Hoje eu prometi para mim mesma que me ias ouvir. O tempo engoliu tantos dias e eu continuo presa ao mesmo instante. Envergonho-me de tudo isto, ainda não reaprendi a viver. Às vezes fico lúcida e abro os olhos. Este estado nunca deixou de me visitar. Sim, eu aceito e depois me arrependo. Não sei o que quero dizer, é muito lixo amontoado no mesmo chão. Talvez não tenha passado muito tempo, mas de certeza já te calaste o suficiente. Diz-me alguma coisa. A cada minuto fecho os olhos na esperança de que venhas me buscar. Estou acordada, mas deixei de viver desde aquele segundo.
Quando vens me buscar?
Ontem ou hoje veio um médico ver-me. Acham que para além de viúva fiquei louca, mas só eu sei o que é isto. E tu continuas a esconder-te por detrás dessa cortina de silêncio. Nós que sempre brincámos que iriamos no mesmo dia. Não tinhas o direito, vês em que estado me deixaste? Não tinhas o direito. Quando me preparava para te dizer isto me prometi que não ia chorar, mas tens de entender que isto custa. Não consigo superar e começo a pensar que nunca quis. A vida deixou de fazer sentido desde que foste. Mudaram-me de quarto como se adiantasse alguma coisa. O que me faz lembrar de ti e daquela manhã nunca conseguirão mudar. Os meus olhos, as minhas mãos, a minha memória, o meu corpo. Tudo continua me empurrando para o mesmo precipício, faço aquele caminho tortuoso sempre que abro os olhos.
Bem sabes que não consigo suportar a ideia de andares por aí aos namoricos com as defuntas. Sim, prometemo-nos que até que a morte nos separasse. Mas tu não morreste, dormiste. Certo que não acordaste mais, mas não morreste.
Não te rias de mim, que isso me dói.
Tu vês a forma como me tratam? Sou a viúva! Vestem-me de preto e tratam-me como se eu também tivesse deixado de existir. A verdade é que morri contigo, apenas não chegou a hora de adormecer. Sempre olhei para viuvez como algo da velhice. Mas aqui estou, jovem e submersa neste poço escuro. A saudade me guilhotina a alma a cada segundo. Não me digas para calar que ainda não acabei. Não sei o que quero dizer, mas escuta-me que é tudo o que podes fazer. Não poder mais ter as nossas conversas, do verbo e da carne, dói-me mais que tudo o que te venho dizendo.

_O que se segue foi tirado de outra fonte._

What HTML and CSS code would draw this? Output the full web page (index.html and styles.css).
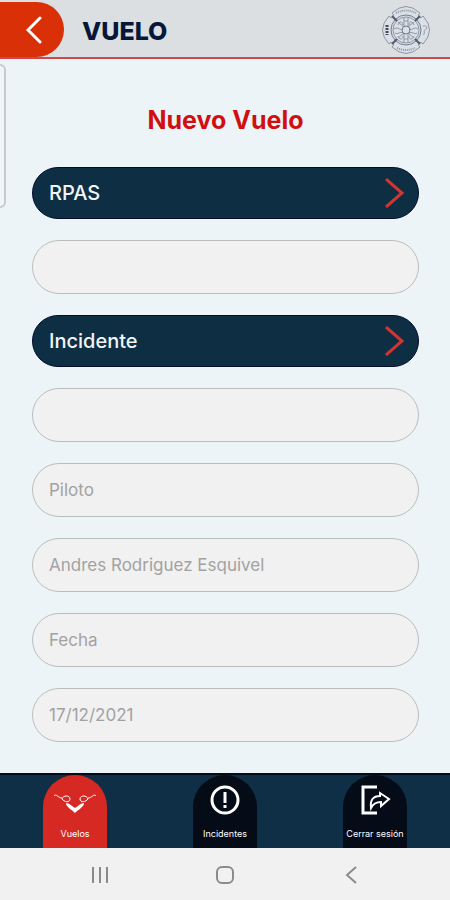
FILE: index.html
```
<!DOCTYPE html>
<html lang="es">
    <head>
        <meta charset="UTF-8" />
        <meta name="viewport" content="width=device-width, initial-scale=1.0" />
        <title>Nuevo Vuelo</title>
        <link rel="stylesheet" href="styles.css">
    </head>
    <body>
        <header class="top-bar">
            <button class="back-button" type="button" aria-label="Volver">
                <svg width="16" height="28" viewBox="0 0 16 28"><path d="M14 2 2 14l12 12" /></svg>
            </button>
            <h1 class="top-title">VUELO</h1>
            <svg class="badge" width="50" height="50" viewBox="0 0 50 50">
                <path class="badge-shape" d="M11 8Q25-5 39 8Q36 10 38 12T42 11Q55 25 42 39Q40 36 38 38T39 42Q25 55 11 42Q14 40 12 38T8 39Q-5 25 8 11Q10 14 12 12T11 8Z" />
                <circle class="badge-ring" cx="25" cy="25" r="15" />
                <circle cx="25" cy="25" r="13" />
                <path class="badge-text" d="M15 8Q25 3 35 8M16 43Q25 47 34 43" />
                <path class="badge-side" d="M6 20v10" />
                <path d="M42 21c5-1 4 3 2 4s1 5-2 4" />
                <path class="badge-ties" d="m11 11 5 5M39 11l-5 5M11 39l5-5M39 39l-5-5" />
                <path d="M23 12v10M27 12v10M23 28v10M27 28v10M23 16h4M23 34h4M17 17l6 5M33 17l-6 5M17 33l6-5M33 33l-6-5" />
                <path d="M13 24c4-3 6 2 9 0M37 24c-4-3-6 2-9 0M14 28c3 2 5-2 8 0M36 28c-3 2-5-2-8 0M17 20c1-4 5-4 5 0M33 20c-1-4-5-4-5 0M17 31c1 4 5 4 5 0M33 31c-1 4-5 4-5 0" />
                <circle class="badge-ring" cx="25" cy="25" r="4" />
            </svg>
        </header>

        <div class="edge-handle"></div>

        <main class="content">
            <h2 class="form-title">Nuevo Vuelo</h2>
            <form class="flight-form">
                <button class="picker" type="button">
                    RPAS
                    <svg width="20" height="30" viewBox="0 0 20 30"><path d="M2 1 18 15 2 29" /></svg>
                </button>
                <input class="field" type="text" aria-label="RPAS" />
                <button class="picker" type="button">
                    Incidente
                    <svg width="20" height="30" viewBox="0 0 20 30"><path d="M2 1 18 15 2 29" /></svg>
                </button>
                <input class="field" type="text" aria-label="Incidente" />
                <input class="field" type="text" aria-label="Piloto" placeholder="Piloto" />
                <input class="field" type="text" aria-label="Nombre del piloto" value="Andres Rodriguez Esquivel" />
                <input class="field" type="text" aria-label="Fecha" placeholder="Fecha" />
                <input class="field" type="text" aria-label="Fecha del vuelo" value="17/12/2021" />
            </form>
        </main>

        <nav class="tabs">
            <a class="tab active" href="#vuelos">
                <svg width="44" height="32" viewBox="0 0 44 32">
                    <path class="blade" d="M1 12c2-3 4 2 8 2M9 15c1-4 8-4 8 0s-6 3-8 0ZM43 12c-2-3-4 2-8 2M35 15c-1-4-8-4-8 0s6 3 8 0Z" />
                    <path class="drone" d="M13 19c3 0 6 3 9 5 3-2 6-5 9-5 0 4-5 6-9 10-4-4-9-6-9-10Z" />
                </svg>
                Vuelos
            </a>
            <a class="tab" href="#incidentes">
                <svg width="32" height="32" viewBox="0 0 32 32">
                    <circle cx="16" cy="16" r="13" />
                    <path class="mark" d="M16 8v11M16 21v3" />
                </svg>
                Incidentes
            </a>
            <a class="tab" href="#salir">
                <svg width="32" height="32" viewBox="0 0 32 32">
                    <path d="M18 3H4v26h14" />
                    <path class="arrow" d="M12 24C11 16 14 12 21 12V9l9 6-8 7v-4c-5 0-8 2-10 6Z" />
                </svg>
                Cerrar sesión
            </a>
        </nav>

        <footer class="system-bar">
            <button type="button" aria-label="Recientes">
                <svg width="20" height="20" viewBox="0 0 20 20"><path d="M3 2v16M10 2v16M17 2v16" /></svg>
            </button>
            <button type="button" aria-label="Inicio">
                <svg width="20" height="20" viewBox="0 0 20 20"><rect x="2" y="2" width="16" height="16" rx="5" /></svg>
            </button>
            <button type="button" aria-label="Atrás">
                <svg width="20" height="20" viewBox="0 0 20 20"><path d="m15 2-9 8 9 8" /></svg>
            </button>
        </footer>
    </body>
</html>
```

FILE: styles.css
```
* {
    box-sizing: border-box;
}

body {
    font-family: Inter, "Open Sans", sans-serif;
    display: flex;
    flex-direction: column;
    min-height: 100vh;
    margin: 0;
    background: #edf4f7;
}

button {
    border: none;
    font-family: inherit;
    cursor: pointer;
}

svg {
    display: block;
    fill: none;
    stroke: currentColor;
}

.top-bar {
    display: flex;
    align-items: center;
    height: 59px;
    padding-right: 19px;
    background: #dcdfe1;
    border-bottom: 2px solid #d0484a;
}

.back-button {
    display: flex;
    align-items: center;
    justify-content: flex-end;
    align-self: flex-end;
    width: 64px;
    height: 55px;
    padding: 0 22px;
    background: #d93007;
    color: #fff;
    border-radius: 0 28px 28px 0;
}

.back-button svg {
    flex: none;
    stroke-width: 3;
    stroke-linecap: round;
}

.top-title {
    margin: 4px auto 0 18px;
    color: #06173a;
    font-size: 25px;
    font-weight: 800;
    line-height: 32px;
}

.badge {
    margin-top: 2px;
    color: #8d97a5;
}

.badge-shape {
    fill: #dae0e6;
}

.badge-ring {
    stroke: #717d8e;
}

.badge-text {
    stroke-width: 2;
    stroke-dasharray: 1 1;
}

.badge-side {
    color: #434b5c;
    stroke-width: 3;
    stroke-dasharray: 2 1;
}

.badge-ties {
    color: #525c6e;
    stroke-width: 2;
}

/* edge panel that peeks in from the left side */
.edge-handle {
    position: absolute;
    top: 64px;
    left: 0;
    width: 6px;
    height: 144px;
    background: #f0f5f8;
    border: 2px solid #c6cbce;
    border-left: none;
    border-radius: 0 6px 6px 0;
}

.content {
    flex: 1;
    padding: 45px 31px 31px 32px;
}

.form-title {
    margin: 0 0 31px;
    color: #d01010;
    font-size: 25px;
    font-weight: 700;
    line-height: 32px;
    text-align: center;
}

.flight-form {
    display: flex;
    flex-direction: column;
    gap: 21px;
}

.picker {
    display: flex;
    align-items: center;
    justify-content: space-between;
    height: 52px;
    padding: 0 14px 0 16px;
    background: #0e2e44;
    color: #f2f4f6;
    border: 1px solid #040d2c;
    border-radius: 26px;
    font-size: 20px;
    font-weight: 500;
}

.picker svg {
    color: #d03530;
    stroke-width: 3;
}

.field {
    width: 100%;
    height: 54px;
    padding: 0 16px;
    background: #f1f1f1;
    color: #a2a2a2;
    border: 1px solid #babdbe;
    border-radius: 27px;
    font-family: inherit;
    font-size: 17px;
}

.field::placeholder {
    color: #a2a2a2;
}

.tabs {
    display: grid;
    grid-template-columns: repeat(3, 1fr);
    justify-items: center;
    height: 75px;
    background: #0e2f45;
    border-top: 2px solid #050c18;
}

.tab {
    display: flex;
    flex-direction: column;
    align-items: center;
    gap: 9px;
    width: 64px;
    padding-top: 9px;
    background: #060b18;
    color: #fff;
    border-radius: 32px 32px 0 0;
    font-size: 9px;
    line-height: 18px;
    text-decoration: none;
    white-space: nowrap;
}

.tab svg {
    stroke-width: 3;
}

.tab.active {
    background: #d62924;
}

.tab .arrow {
    stroke-width: 2;
}

.tab .blade {
    stroke-width: 1;
}

.tab .drone {
    fill: #fff;
    stroke: none;
}

.system-bar {
    display: grid;
    grid-template-columns: repeat(3, 1fr);
    height: 52px;
    padding: 2px 36px 0 37px;
    background: #f1f1f1;
}

.system-bar button {
    display: flex;
    align-items: center;
    justify-content: center;
    background: none;
    color: #8b8b8b;
}

.system-bar svg {
    stroke-width: 2;
}
```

Dormiste e de lá para cá não deixei de esperar que acordasses.
Quando vens me buscar?
Já tentaste te colocar no meu lugar? Isto não é algo que se ensaie, meu bem! Ainda lembro de tudo. Senti a luz do sol a invadir o nosso quarto e fingi que ainda era noite. Mas no mesmo instante decidi abrir os olhos. Era domingo, lembras? Beijei-te a bochecha e desejei-te bom dia enquanto saía da cama às pressas para a casa de banho. Ouviste aquela voz? Era eu a gritar para que te levantasses porque tínhamos pouco menos de duas horas para nos prepararmos antes de irmos à igreja.

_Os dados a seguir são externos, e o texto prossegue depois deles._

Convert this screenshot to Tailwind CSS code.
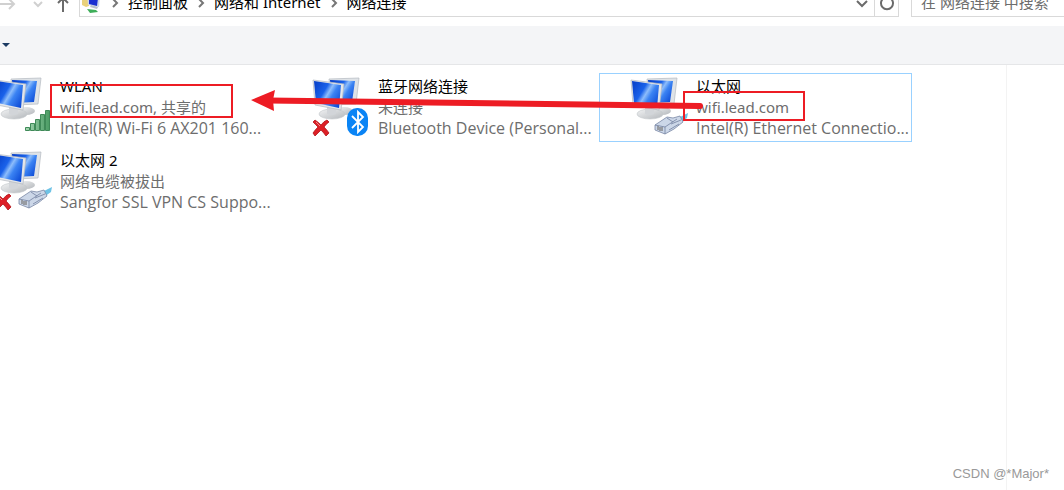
<!DOCTYPE html>
<html lang="zh-CN">
<head>
    <meta charset="UTF-8">
    <title>网络连接</title>
    <script src="https://cdn.jsdelivr.net/npm/@tailwindcss/browser@4"></script>
</head>
<body class="bg-white overflow-hidden text-[15px] leading-[21px] text-black font-['Noto_Sans','Noto_Sans_CJK_SC',sans-serif]">

<!-- shared icon parts -->
<svg class="absolute w-0 h-0">
    <defs>
        <linearGradient id="screen" x1="0" y1=".2" x2="1" y2=".8">
            <stop offset="0" stop-color="#0a44cc"/>
            <stop offset=".35" stop-color="#1a62ea"/>
            <stop offset=".5" stop-color="#8dbdfb"/>
            <stop offset=".65" stop-color="#3b83f3"/>
            <stop offset="1" stop-color="#0c4ad6"/>
        </linearGradient>
        <linearGradient id="stand" x1="0" y1="0" x2="1" y2="1">
            <stop offset="0" stop-color="#f2f3f4"/>
            <stop offset="1" stop-color="#b4b8bc"/>
        </linearGradient>
        <linearGradient id="bar" x1="0" y1="0" x2="1" y2="0">
            <stop offset="0" stop-color="#a5d6b2"/>
            <stop offset="1" stop-color="#4b9c64"/>
        </linearGradient>
    </defs>
    <symbol id="monitors" viewBox="0 0 60 62">
        <ellipse cx="32" cy="35" rx="9" ry="4" fill="url(#stand)"/>
        <path d="M17 3l30-1-3 26-24 1z" fill="#dfe3e7" stroke="#b3b9c0" stroke-width=".7"/>
        <path d="M18 4l25 1-3 21-20 1z" fill="url(#screen)"/>
        <ellipse cx="20" cy="38" rx="13" ry="5" fill="url(#stand)" stroke="#c3c7cb" stroke-width=".6"/>
        <path d="M15 29l9 2v7q-4 2-9 0z" fill="#d2d5d9"/>
        <path d="M1 4l31 4-3 26L3 29z" fill="#e3e6ea" stroke="#b3b9c0" stroke-width=".7"/>
        <path d="M2 5l27 4-2 23L4 27z" fill="url(#screen)"/>
    </symbol>
    <symbol id="cable" viewBox="0 0 60 62">
        <path d="M46 43l12-6-1 5-7 5z" fill="#6fc3e6"/>
        <path d="M25 49l12-8 6 1 7-2 3 6-9 7-9 5-10-4z" fill="#ccd7e8" stroke="#7987a4" stroke-width=".8"/>
        <path d="M25 49l10 2 12-8M35 51v7M37 42l6 4M41 48l10-4M39 54l10-6" fill="none" stroke="#7280a0" stroke-width=".8"/>
        <path d="M28 50v4M30 51v4M32 51v4" fill="none" stroke="#64605c"/>
    </symbol>
    <symbol id="cross" viewBox="0 0 18 18">
        <path d="M3 1q3 2 6 5 3-4 6-5l2 2q-3 2-5 5 3 3 5 6l-3 3q-2-3-5-6-3 3-6 6l-2-3q2-3 5-6-3-3-5-5z" fill="#dd1f26" stroke="#b0151b" stroke-width=".8"/>
        <path d="M4 3l4 4" stroke="#f08a8a"/>
    </symbol>
</svg>

<!-- address row, scrolled partly out of the window -->
<header class="flex -mt-3 h-[29px] mb-[9px] items-stretch">
    <nav class="flex w-[79px] shrink-0 items-center text-[#d0d0d0]">
        <button aria-label="前进" class="w-4">
            <svg class="w-4 h-4" viewBox="0 0 16 16" fill="none" stroke="currentColor" stroke-width="2"><path d="M-2 9h16M9 4l5 5-5 5"/></svg>
        </button>
        <button aria-label="最近" class="ml-4">
            <svg class="w-3 h-4" viewBox="0 0 12 16" fill="none" stroke="currentColor" stroke-width="2"><path d="M2 7l4 4 4-4"/></svg>
        </button>
        <button aria-label="上移" class="ml-3 text-[#6b6b6b]">
            <svg class="w-4 h-5" viewBox="0 0 16 20" fill="none" stroke="currentColor" stroke-width="2"><path d="M7 19V5M2 10l5-5 5 5"/></svg>
        </button>
    </nav>
    <div class="flex flex-1 items-center border border-[#d9d9d9]">
        <svg class="ml-0.5 w-5 h-5" viewBox="0 0 20 20">
            <path d="M0 3h7v10l-3 1-4-2z" fill="#e9d27a"/>
            <path d="M5 2l13 2-1 10-11-2z" fill="#cfd8e8"/>
            <path d="M7 4l9 1-1 8-8-2z" fill="#1a2fd0"/>
            <path d="M9 12l7 2-1 2-7-2z" fill="#b9c0cc"/>
            <path d="M5 16l9 1 2 2-8 1z" fill="#3fae5a"/>
        </svg>
        <ol class="flex flex-1 items-center">
            <li class="flex items-center"><svg class="mx-[7px] w-3 h-3" viewBox="0 0 12 12" fill="none" stroke="#777" stroke-width="2"><path d="M4 2l4 4-4 4"/></svg><a href="#">控制面板</a></li>
            <li class="flex items-center"><svg class="mx-[7px] w-3 h-3" viewBox="0 0 12 12" fill="none" stroke="#777" stroke-width="2"><path d="M4 2l4 4-4 4"/></svg><a href="#">网络和 Internet</a></li>
            <li class="flex items-center"><svg class="mx-[7px] w-3 h-3" viewBox="0 0 12 12" fill="none" stroke="#777" stroke-width="2"><path d="M4 2l4 4-4 4"/></svg><a href="#">网络连接</a></li>
        </ol>
        <button aria-label="历史" class="px-1">
            <svg class="w-4 h-4" viewBox="0 0 16 16" fill="none" stroke="#6b6b6b" stroke-width="2"><path d="M3 6l5 5 5-5"/></svg>
        </button>
        <button aria-label="刷新" class="flex h-full w-6 items-center justify-center border-l border-[#d9d9d9]">
            <svg class="w-4 h-4" viewBox="0 0 16 16" fill="none" stroke="#6b6b6b" stroke-width="2"><path d="M11 3a6 6 0 1 1-6 0M5 0v4H1"/></svg>
        </button>
    </div>
    <input type="search" aria-label="搜索" placeholder="在 网络连接 中搜索"
           class="ml-3 w-[160px] -mr-[7px] border border-[#d9d9d9] pl-[9px] placeholder:text-[#6d6d6d]">
</header>

<div class="flex h-[39px] items-center border-b border-[#e5e6e8] bg-[#f4f5f7]">
    <button aria-label="组织" class="ml-0.5">
        <svg class="w-2 h-1" viewBox="0 0 8 4"><path d="M0 0h8L4 4z" fill="#1b3a63"/></svg>
    </button>
</div>

<main class="relative flex">
    <ul class="-ml-[37px] mt-2 grid flex-1 grid-cols-[repeat(3,313px)] content-start gap-[5px]">
        <li class="flex border border-transparent py-0.5 pl-[30px]">
            <svg class="w-[60px] h-[62px] mr-[6px] shrink-0" viewBox="0 0 60 62">
                <use href="#monitors"/>
                <path d="M31.500 51.500h4v3h-4zM36.500 47.500h4v7h-4zM41.500 43.500h4v11h-4zM46.500 38.500h4v16h-4zM51.500 34.500h4v20h-4z" fill="url(#bar)" stroke="#3f8a58"/>
            </svg>
            <div class="whitespace-nowrap text-[#6d6d6d]">
                <h2 class="text-black">WLAN</h2>
                <p>wifi.lead.com, 共享的</p>
                <p class="text-[16px] leading-[21px] font-['Open_Sans',sans-serif]">Intel(R) Wi-Fi 6 AX201 160...</p>
            </div>
        </li>
        <li class="flex border border-transparent py-0.5 pl-[30px]">
            <svg class="w-[60px] h-[62px] mr-[6px] shrink-0" viewBox="0 0 60 62">
                <use href="#monitors"/>
                <use href="#cross" x="0" y="43" width="18" height="18"/>
                <rect x="35" y="32" width="21" height="28" rx="10" fill="#0a84f5"/>
                <path d="M40 40l11 11-5 5V36l5 5-11 11" fill="none" stroke="#fff" stroke-width="1.800"/>
            </svg>
            <div class="whitespace-nowrap text-[#6d6d6d]">
                <h2 class="text-black">蓝牙网络连接</h2>
                <p>未连接</p>
                <p class="text-[16px] leading-[21px] font-['Open_Sans',sans-serif]">Bluetooth Device (Personal...</p>
            </div>
        </li>
        <li class="flex border border-[#99d1ff] py-0.5 pl-[30px]">
            <svg class="w-[60px] h-[62px] mr-[6px] shrink-0" viewBox="0 0 60 62">
                <use href="#monitors"/>
                <use href="#cable"/>
            </svg>
            <div class="whitespace-nowrap text-[#6d6d6d]">
                <h2 class="text-black">以太网</h2>
                <p>wifi.lead.com</p>
                <p class="text-[16px] leading-[21px] font-['Open_Sans',sans-serif]">Intel(R) Ethernet Connectio...</p>
            </div>
        </li>
        <li class="flex border border-transparent py-0.5 pl-[30px]">
            <svg class="w-[60px] h-[62px] mr-[6px] shrink-0" viewBox="0 0 60 62">
                <use href="#monitors"/>
                <use href="#cross" x="0" y="43" width="18" height="18"/>
                <use href="#cable"/>
            </svg>
            <div class="whitespace-nowrap text-[#6d6d6d]">
                <h2 class="text-black">以太网 2</h2>
                <p>网络电缆被拔出</p>
                <p class="text-[16px] leading-[21px] font-['Open_Sans',sans-serif]">Sangfor SSL VPN CS Suppo...</p>
            </div>
        </li>
    </ul>
    <aside class="min-h-[425px] w-[58px] border-l border-[#f3f3f3]"></aside>

    <!-- red marks drawn over the list -->
    <svg class="absolute left-0 top-0 h-20 w-[912px]" viewBox="0 0 912 80" fill="none" stroke="#ed1c24" stroke-width="2">
        <path d="M51 20h181v32H51zM684 27h120v28H684z"/>
        <path d="M268 35.500L700 41" stroke-width="6" stroke-linecap="round"/>
        <path d="M251 35l24-10-2 10 1 11z" fill="#ed1c24" stroke="none"/>
    </svg>
    <p class="absolute right-[15px] bottom-[6px] text-[13px] text-[#999] font-['Liberation_Sans',sans-serif]">CSDN @*Major*</p>
</main>
</body>
</html>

Ainda consigo sentir a água quente a percorrer o meu corpo durante o banho. Preferia os teus braços a me enrolarem o corpo depois do banho que aquela toalha branca. Tu continuavas na nossa cama, deitado como um anjo. Ouviste aquela voz? Saiu da minha boca e disse para que te mexesses que havia coisas mais importantes que dormir.
Quando vens me buscar?
Não consigo superar isto. Vês essa mulher a chorar? Sou eu desesperada a te sacudir o corpo ao perceber que não acordas. Não morreste, dormiste e não acordaste mais. Desculpa, mas eu não sou forte como tu. Não depois da forma como aquilo aconteceu. Dormimos e não acordaste mais. Diz-me como eu explico isso para mim mesma sem enlouquecer. Diz-me como fechar os olhos e não esperar que venhas me buscar. Aquele dia amanheceu e o meu coração não aqueceu mais.